What then are Licinius’s legions to do if there is no hope of victory against the shining standard of the Cross? Then as now, their tactic, their only possible means of delaying the ultimate victory of the Church is “never to direct their attack against this standard, nor even incautiously to allow their eyes to rest upon it”. Our strategy must therefore always be to confront the world with the Cross, to accentuate the conflict, to make no compromise, to preach above all “those principal truths which are directly opposed to the errors of this day” with the high praise of God always in our mouths and the two-edged sword of God’s word in our hands. The signal for the beginning of the final persecution of the Antichrist, we are told by the Prophet Daniel, is the taking away of the perpetual sacrifice (Dn 12:11). The degradation of the liturgy and the proliferation of sacrilegious communions is the harbinger of that dark hour. Every good confession and pious communion forestalls it and arms us against it. The defence of the natural law against unnatural vice and the innocent blood that desecrates almost every land may seem a lost cause, but it is not. Every time a voice is raised in the wilderness, the eyes of the enslaved rest, however fleetingly, upon the Cross, and the legions of darkness are weakened and forced into direct confrontation with it, a confrontation in which they cannot prevail.

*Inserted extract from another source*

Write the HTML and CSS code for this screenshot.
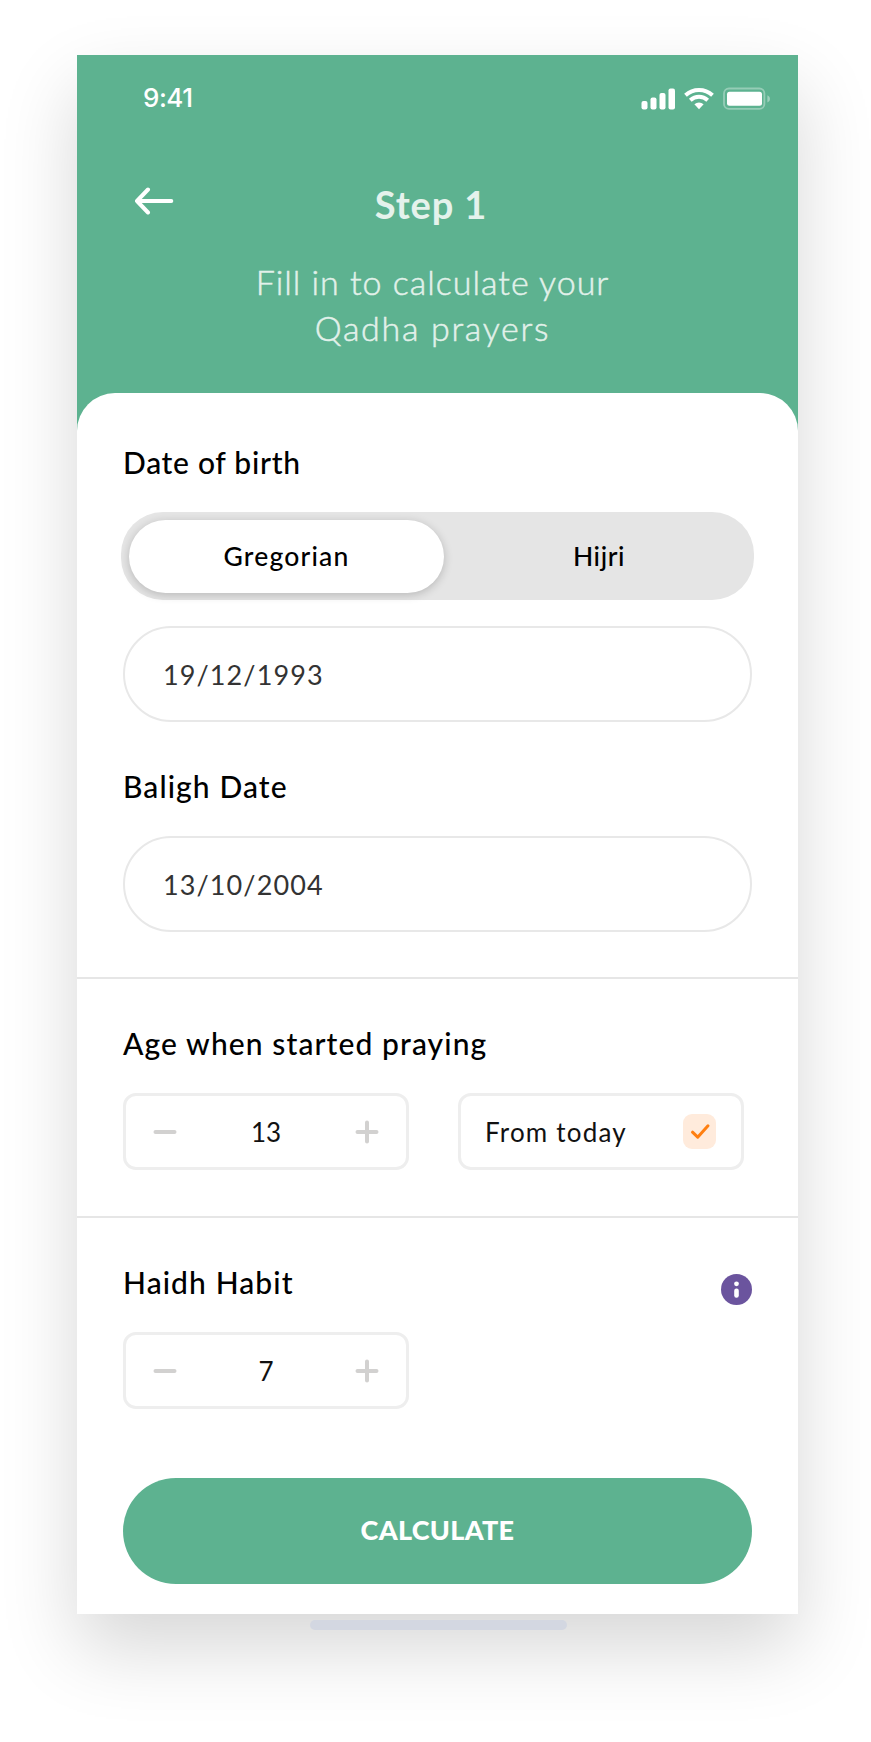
FILE: index.html
```html
<!DOCTYPE html>
<html lang="en">

<head>
    <meta charset="UTF-8">
    <meta name="viewport" content="width=device-width, initial-scale=1.0">
    <title>Step 1</title>
    <link rel="stylesheet" href="styles.css">
</head>

<body>
    <div class="phone">
        <header class="header">
            <div class="status">
                <span class="time">9:41</span>
                <svg class="status-icons" width="130" height="24" viewBox="0 0 130 24" fill="#fff">
                    <rect x="0.5" y="14" width="6" height="8.5" rx="2" />
                    <rect x="9.5" y="10.5" width="6" height="12" rx="2" />
                    <rect x="18.5" y="6" width="6" height="16.5" rx="2" />
                    <rect x="27.5" y="1.5" width="6.5" height="21" rx="2" />
                    <g fill="none" stroke="#fff" stroke-width="4">
                        <path d="M44.5 8.2a20 20 0 0 1 27 0" />
                        <path d="M49.3 13.2a13 13 0 0 1 17.4 0" />
                    </g>
                    <path d="M53.4 17.2a7 7 0 0 1 9.2 0L58 22.3z" />
                    <rect x="83" y="1.5" width="40.4" height="20.4" rx="5" fill="none" stroke="#fff" stroke-width="1.8" opacity=".35" />
                    <rect x="86" y="4.8" width="35" height="14" rx="2.5" />
                    <path d="M126.4 8.2c3.4 1.4 3.4 5.8 0 7.2z" opacity=".4" />
                </svg>
            </div>
            <div class="title-row">
                <svg class="back" width="40" height="28" viewBox="0 0 40 28" fill="none" stroke="#fff" stroke-width="4" stroke-linecap="round" stroke-linejoin="round">
                    <path d="M37.3 14H3M14 2.5L3 14l11 11.5" />
                </svg>
                <h1>Step 1</h1>
            </div>
            <p class="subtitle"><span>Fill in to calculate your</span><br><span class="line-two">Qadha prayers</span></p>
        </header>

        <main class="sheet">
            <section class="dates">
                <h2 class="birth">Date of birth</h2>
                <div class="switch">
                    <div class="option active">Gregorian</div>
                    <div class="option">Hijri</div>
                </div>
                <div class="field">19/12/1993</div>
                <h2>Baligh Date</h2>
                <div class="field">13/10/2004</div>
            </section>

            <section class="age">
                <h2>Age when started praying</h2>
                <div class="row">
                    <div class="box stepper">
                        <svg width="24" height="24" viewBox="0 0 24 24"><path d="M2.5 12h19" /></svg>
                        <span>13</span>
                        <svg width="24" height="24" viewBox="0 0 24 24"><path d="M2.5 12h19M12 2.5v19" /></svg>
                    </div>
                    <div class="box today">
                        <span>From today</span>
                        <svg class="check" width="33" height="35" viewBox="0 0 33 35" fill="none">
                            <rect width="33" height="35" rx="9" fill="#ffebdc" />
                            <path d="M9.5 18.2l5.2 5L25 11.8" stroke="#ff7f11" stroke-width="3" stroke-linecap="round" stroke-linejoin="round" />
                        </svg>
                    </div>
                </div>
            </section>

            <section class="habit">
                <div class="heading">
                    <h2>Haidh Habit</h2>
                    <svg class="info" width="31" height="31" viewBox="0 0 31 31">
                        <circle cx="15.5" cy="15.5" r="15.5" fill="#6b549e" />
                        <circle cx="15.5" cy="9.8" r="2.4" fill="#fff" />
                        <rect x="13.2" y="14.6" width="4.6" height="9.2" rx="2.2" fill="#fff" />
                    </svg>
                </div>
                <div class="box stepper">
                    <svg width="24" height="24" viewBox="0 0 24 24"><path d="M2.5 12h19" /></svg>
                    <span>7</span>
                    <svg width="24" height="24" viewBox="0 0 24 24"><path d="M2.5 12h19M12 2.5v19" /></svg>
                </div>
                <div class="button">CALCULATE</div>
            </section>
        </main>
    </div>
    <div class="home-bar"></div>
</body>

</html>
```

FILE: styles.css
```css
* {
    box-sizing: border-box;
}

body {
    margin: 0;
    padding: 55px 0 0 77px;
    height: 1742px;
    background: #fff;
    font-family: Lato, "Liberation Sans", sans-serif;
    color: #000;
    overflow: hidden;
}

h1, h2, p {
    margin: 0;
}

.phone {
    width: 721px;
    height: 1559px;
    background: #5db290;
    box-shadow: 0 34px 72px rgba(0, 0, 0, 0.16);
}

/* header */
.header {
    height: 338px;
    padding-top: 28px;
    color: #fff;
}

.status {
    display: flex;
    justify-content: space-between;
    align-items: center;
    height: 30px;
    padding: 0 27px 0 66px;
}

.time {
    margin-bottom: 2px;
    font-family: Inter, sans-serif;
    font-size: 26px;
    font-weight: 500;
    letter-spacing: -0.5px;
}

.status-icons {
    margin-top: 2px;
}

.title-row {
    display: grid;
    grid-template-columns: 57px 1fr 70px;
    margin-top: 67px;
    height: 50px;
}

.back {
    margin: 7px 0 0 57px;
}

h1 {
    font-size: 38px;
    line-height: 48px;
    font-weight: 700;
    text-align: center;
    color: #e5f2ec;
    letter-spacing: 0.9px;
}

.subtitle {
    margin: 29px 10px 0 0;
    font-size: 34px;
    line-height: 46px;
    font-weight: 300;
    text-align: center;
    color: #e2f1ea;
    -webkit-text-stroke: 0.5px #e2f1ea;
    letter-spacing: 1px;
}

.line-two {
    letter-spacing: 1.7px;
}

/* white sheet */
.sheet {
    height: 1221px;
    background: #fff;
    border-radius: 38px 38px 0 0;
}

section {
    padding: 44px 46px 0;
}

.dates {
    height: 584px;
    padding-top: 49px;
}

.age, .habit {
    border-top: 2px solid #e6e6e6;
}

.age {
    height: 239px;
}

h2 {
    margin-bottom: 30px;
    font-size: 30px;
    line-height: 40px;
    font-weight: 500;
    letter-spacing: 1.1px;
}

.birth {
    letter-spacing: 0.7px;
}

.switch {
    display: flex;
    width: 633px;
    height: 88px;
    margin: 0 0 26px -2px;
    padding: 8px;
    border-radius: 42px;
    background: #e5e5e5;
}

.option {
    flex: 0 0 315px;
    height: 73px;
    border-radius: 37px;
    font-size: 26.5px;
    line-height: 73px;
    font-weight: 500;
    text-align: center;
    letter-spacing: 1.2px;
}

.option:last-child {
    flex: 1;
    padding-left: 8px;
    letter-spacing: 0.6px;
}

.active {
    background: #fff;
    box-shadow: 0 2px 10px rgba(0, 0, 0, 0.2);
}

.field {
    height: 96px;
    margin-bottom: 44px;
    padding-left: 38px;
    border: 2px solid #e8e8e8;
    border-radius: 48px;
    font-size: 27px;
    line-height: 94px;
    color: #333;
    letter-spacing: 1.1px;
}

.row {
    display: flex;
    gap: 49px;
}

.box {
    display: flex;
    justify-content: space-between;
    align-items: center;
    width: 286px;
    height: 77px;
    border: 3px solid #eee;
    border-radius: 13px;
    font-size: 26px;
    color: #111;
}

.stepper {
    padding: 0 27px;
}

.stepper path {
    stroke: #d2d1d0;
    stroke-width: 4;
    stroke-linecap: round;
}

.today {
    padding: 0 25px 0 24px;
    letter-spacing: 1.2px;
}

.heading {
    display: flex;
    justify-content: space-between;
}

.info {
    margin-top: 12px;
}

.button {
    height: 106px;
    margin-top: 69px;
    border-radius: 53px;
    background: #5db290;
    color: #fff;
    font-size: 27px;
    line-height: 103px;
    font-weight: 900;
    text-align: center;
    letter-spacing: 0.3px;
}

.home-bar {
    position: relative;
    width: 257px;
    height: 10px;
    margin: 6px 0 0 233px;
    border-radius: 5px;
    background: #d3d7e1;
}
```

All the idiotic slogans about “the right to chose” and “reproductive rights” and “all are welcome” and “love is love” are designed to steer Licinius’s armies away from the Labarum. We must not be driven into euphemisms; “homosexuality” is sodomy; “reproductive rights” is child murder; “trans awareness” is castrating children. Reason is not secular, reason demands that all men and all communities of men worship God in the manner he has established, and this is what we must demand to. To stand on any other ground is to guarantee defeat before a single weapon is unsheathed. Every time we choose some other ground and trust in eloquent words of worldly wisdom instead of the Cross, we empty the Cross of its power, and we lose.